■ **Goal of the exercise**
Write out the material again word for word, dropping any images it holds.

━━━━━ Provided material

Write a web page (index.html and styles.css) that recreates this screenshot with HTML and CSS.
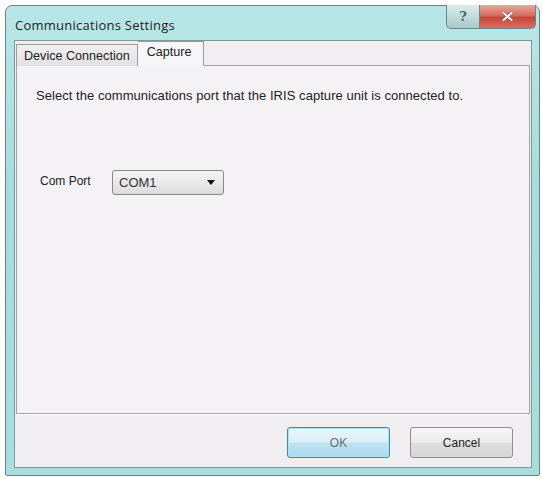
FILE: index.html
```html
<!DOCTYPE html>
<html>
<head>
<meta charset="utf-8">
<link rel="stylesheet" href="styles.css">
</head>
<body>
<div class="window">
  <div class="titlebar">
    <div class="title">Communications Settings</div>
    <div class="caption-buttons">
      <div class="cap-btn help">?</div>
      <div class="cap-btn close">
        <svg width="11" height="9" viewBox="0 0 11 9"><path d="M1.5 1 L9.5 8 M9.5 1 L1.5 8" stroke="#8a4a44" stroke-width="3.4" stroke-linecap="square"/><path d="M1.5 1 L9.5 8 M9.5 1 L1.5 8" stroke="#ffffff" stroke-width="2" stroke-linecap="square"/></svg>
      </div>
    </div>
  </div>
  <div class="client">
    <div class="tabs">
      <div class="tab">Device Connection</div>
      <div class="tab active">Capture</div>
    </div>
    <div class="panel">
      <p class="intro">Select the communications port that the IRIS capture unit is connected to.</p>
      <div class="field">
        <span class="label">Com Port</span>
        <div class="combo">
          <span class="combo-value">COM1</span>
          <span class="arrow"></span>
        </div>
      </div>
    </div>
    <div class="footer">
      <div class="btn default">OK</div>
      <div class="btn">Cancel</div>
    </div>
  </div>
</div>
</body>
</html>
```

FILE: styles.css
```css
html, body {
  margin: 0;
  padding: 0;
  background: #ffffff;
}
body {
  font-family: "Liberation Sans", Arial, sans-serif;
  color: #222;
}
.window {
  margin: 5px 0 0 5px;
  width: 535px;
  height: 471px;
  box-sizing: border-box;
  border: 1px solid #6a8486;
  border-radius: 7px 7px 2px 2px;
  background: linear-gradient(180deg, #b8e6e6 0%, #a6dcdd 40%, #a9dedf 100%);
  padding: 0 7px 7px 8px;
  display: flex;
  flex-direction: column;
}
.titlebar {
  height: 34px;
  flex: none;
  display: flex;
  justify-content: space-between;
  align-items: flex-start;
}
.title {
  font-family: "Open Sans", "Liberation Sans", sans-serif;
  font-size: 13px;
  color: #1e1e1e;
  padding-top: 10px;
  padding-left: 1px;
  letter-spacing: 0.25px;
}
.caption-buttons {
  display: flex;
  margin-top: -1px;
  margin-right: -4px;
}
.cap-btn {
  height: 24px;
  box-sizing: border-box;
  border: 1px solid #6f8687;
  border-top: none;
  display: flex;
  align-items: center;
  justify-content: center;
}
.help {
  width: 33px;
  border-radius: 0 0 0 5px;
  background: linear-gradient(180deg, #d9eded 0%, #c0dbdc 50%, #a9c9ca 100%);
  color: #4d6769;
  font-size: 13px;
  font-weight: bold;
  font-family: "DejaVu Serif", serif;
  border-right: none;
}
.close {
  width: 57px;
  border-radius: 0 0 5px 0;
  background: linear-gradient(180deg, #e7aa9f 0%, #d66d5f 45%, #c6463a 55%, #d97160 100%);
}
.client {
  flex: 1;
  background: #f1eef2;
  border: 1px solid #7c9899;
  display: flex;
  flex-direction: column;
  padding: 0 1px 0 1px;
}
.tabs {
  display: flex;
  align-items: flex-end;
  height: 25px;
  margin-bottom: -1px;
  position: relative;
  z-index: 1;
}
.tab {
  height: 22px;
  box-sizing: border-box;
  padding: 0 7px;
  border: 1px solid #9c9c9c;
  border-bottom: none;
  background: linear-gradient(180deg, #f0eff0 0%, #e1e0e2 100%);
  font-size: 12.6px;
  display: flex;
  align-items: center;
  color: #222;
}
.tab.active {
  height: 25px;
  background: #f6f5f7;
  border-left: none;
  padding: 0 11px 3px 9px;
  border-bottom: 1px solid #f6f5f7;
}
.panel {
  height: 349px;
  box-sizing: border-box;
  border: 1px solid #a3a3a3;
  background: #f4f2f5;
  padding: 22px 0 0 19px;
}
.intro {
  margin: 0;
  font-size: 13px;
  color: #222;
  letter-spacing: 0.05px;
}
.field {
  display: flex;
  align-items: center;
  margin-top: 67px;
  margin-left: 4px;
}
.label {
  font-size: 12px;
  width: 72px;
  color: #222;
  margin-top: -3px;
}
.combo {
  width: 112px;
  height: 25px;
  box-sizing: border-box;
  border: 1px solid #8a8a8a;
  border-radius: 3px;
  background: linear-gradient(180deg, #f5f5f5 0%, #e9e9e9 50%, #dcdcdc 100%);
  display: flex;
  align-items: center;
  justify-content: space-between;
  padding: 0 8px 0 6px;
}
.combo-value {
  font-size: 13px;
  color: #333;
}
.arrow {
  width: 0;
  height: 0;
  border-left: 4px solid transparent;
  border-right: 4px solid transparent;
  border-top: 5px solid #111;
}
.footer {
  flex: 1;
  display: flex;
  justify-content: flex-end;
  align-items: flex-start;
  gap: 20px;
  padding: 12px 17px 0 0;
  border-top: 1px solid #ffffff;
}
.btn {
  width: 103px;
  height: 31px;
  box-sizing: border-box;
  border: 1px solid #8f8f8f;
  border-radius: 3px;
  background: linear-gradient(180deg, #f6f6f6 0%, #ececec 48%, #dedede 52%, #d6d6d6 100%);
  font-size: 12px;
  display: flex;
  align-items: center;
  justify-content: center;
  color: #222;
}
.btn.default {
  border-color: #3a8ea8;
  box-shadow: inset 0 0 0 1px #a9e4f2;
  background: linear-gradient(180deg, #eaf6fb 0%, #d9eff8 48%, #bfe3f2 52%, #a9d9ee 100%);
  color: #6a6a6a;
}
```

━━━━━━━━━━

■ **Reply to the exercise**
Write a web page (index.html and styles.css) that recreates this screenshot with HTML and CSS.
FILE: index.html
```html
<!DOCTYPE html>
<html>
<head>
<meta charset="utf-8">
<link rel="stylesheet" href="styles.css">
</head>
<body>
<div class="window">
  <div class="titlebar">
    <div class="title">Communications Settings</div>
    <div class="caption-buttons">
      <div class="cap-btn help">?</div>
      <div class="cap-btn close">
        <svg width="11" height="9" viewBox="0 0 11 9"><path d="M1.5 1 L9.5 8 M9.5 1 L1.5 8" stroke="#8a4a44" stroke-width="3.4" stroke-linecap="square"/><path d="M1.5 1 L9.5 8 M9.5 1 L1.5 8" stroke="#ffffff" stroke-width="2" stroke-linecap="square"/></svg>
      </div>
    </div>
  </div>
  <div class="client">
    <div class="tabs">
      <div class="tab">Device Connection</div>
      <div class="tab active">Capture</div>
    </div>
    <div class="panel">
      <p class="intro">Select the communications port that the IRIS capture unit is connected to.</p>
      <div class="field">
        <span class="label">Com Port</span>
        <div class="combo">
          <span class="combo-value">COM1</span>
          <span class="arrow"></span>
        </div>
      </div>
    </div>
    <div class="footer">
      <div class="btn default">OK</div>
      <div class="btn">Cancel</div>
    </div>
  </div>
</div>
</body>
</html>
```

FILE: styles.css
```css
html, body {
  margin: 0;
  padding: 0;
  background: #ffffff;
}
body {
  font-family: "Liberation Sans", Arial, sans-serif;
  color: #222;
}
.window {
  margin: 5px 0 0 5px;
  width: 535px;
  height: 471px;
  box-sizing: border-box;
  border: 1px solid #6a8486;
  border-radius: 7px 7px 2px 2px;
  background: linear-gradient(180deg, #b8e6e6 0%, #a6dcdd 40%, #a9dedf 100%);
  padding: 0 7px 7px 8px;
  display: flex;
  flex-direction: column;
}
.titlebar {
  height: 34px;
  flex: none;
  display: flex;
  justify-content: space-between;
  align-items: flex-start;
}
.title {
  font-family: "Open Sans", "Liberation Sans", sans-serif;
  font-size: 13px;
  color: #1e1e1e;
  padding-top: 10px;
  padding-left: 1px;
  letter-spacing: 0.25px;
}
.caption-buttons {
  display: flex;
  margin-top: -1px;
  margin-right: -4px;
}
.cap-btn {
  height: 24px;
  box-sizing: border-box;
  border: 1px solid #6f8687;
  border-top: none;
  display: flex;
  align-items: center;
  justify-content: center;
}
.help {
  width: 33px;
  border-radius: 0 0 0 5px;
  background: linear-gradient(180deg, #d9eded 0%, #c0dbdc 50%, #a9c9ca 100%);
  color: #4d6769;
  font-size: 13px;
  font-weight: bold;
  font-family: "DejaVu Serif", serif;
  border-right: none;
}
.close {
  width: 57px;
  border-radius: 0 0 5px 0;
  background: linear-gradient(180deg, #e7aa9f 0%, #d66d5f 45%, #c6463a 55%, #d97160 100%);
}
.client {
  flex: 1;
  background: #f1eef2;
  border: 1px solid #7c9899;
  display: flex;
  flex-direction: column;
  padding: 0 1px 0 1px;
}
.tabs {
  display: flex;
  align-items: flex-end;
  height: 25px;
  margin-bottom: -1px;
  position: relative;
  z-index: 1;
}
.tab {
  height: 22px;
  box-sizing: border-box;
  padding: 0 7px;
  border: 1px solid #9c9c9c;
  border-bottom: none;
  background: linear-gradient(180deg, #f0eff0 0%, #e1e0e2 100%);
  font-size: 12.6px;
  display: flex;
  align-items: center;
  color: #222;
}
.tab.active {
  height: 25px;
  background: #f6f5f7;
  border-left: none;
  padding: 0 11px 3px 9px;
  border-bottom: 1px solid #f6f5f7;
}
.panel {
  height: 349px;
  box-sizing: border-box;
  border: 1px solid #a3a3a3;
  background: #f4f2f5;
  padding: 22px 0 0 19px;
}
.intro {
  margin: 0;
  font-size: 13px;
  color: #222;
  letter-spacing: 0.05px;
}
.field {
  display: flex;
  align-items: center;
  margin-top: 67px;
  margin-left: 4px;
}
.label {
  font-size: 12px;
  width: 72px;
  color: #222;
  margin-top: -3px;
}
.combo {
  width: 112px;
  height: 25px;
  box-sizing: border-box;
  border: 1px solid #8a8a8a;
  border-radius: 3px;
  background: linear-gradient(180deg, #f5f5f5 0%, #e9e9e9 50%, #dcdcdc 100%);
  display: flex;
  align-items: center;
  justify-content: space-between;
  padding: 0 8px 0 6px;
}
.combo-value {
  font-size: 13px;
  color: #333;
}
.arrow {
  width: 0;
  height: 0;
  border-left: 4px solid transparent;
  border-right: 4px solid transparent;
  border-top: 5px solid #111;
}
.footer {
  flex: 1;
  display: flex;
  justify-content: flex-end;
  align-items: flex-start;
  gap: 20px;
  padding: 12px 17px 0 0;
  border-top: 1px solid #ffffff;
}
.btn {
  width: 103px;
  height: 31px;
  box-sizing: border-box;
  border: 1px solid #8f8f8f;
  border-radius: 3px;
  background: linear-gradient(180deg, #f6f6f6 0%, #ececec 48%, #dedede 52%, #d6d6d6 100%);
  font-size: 12px;
  display: flex;
  align-items: center;
  justify-content: center;
  color: #222;
}
.btn.default {
  border-color: #3a8ea8;
  box-shadow: inset 0 0 0 1px #a9e4f2;
  background: linear-gradient(180deg, #eaf6fb 0%, #d9eff8 48%, #bfe3f2 52%, #a9d9ee 100%);
  color: #6a6a6a;
}
```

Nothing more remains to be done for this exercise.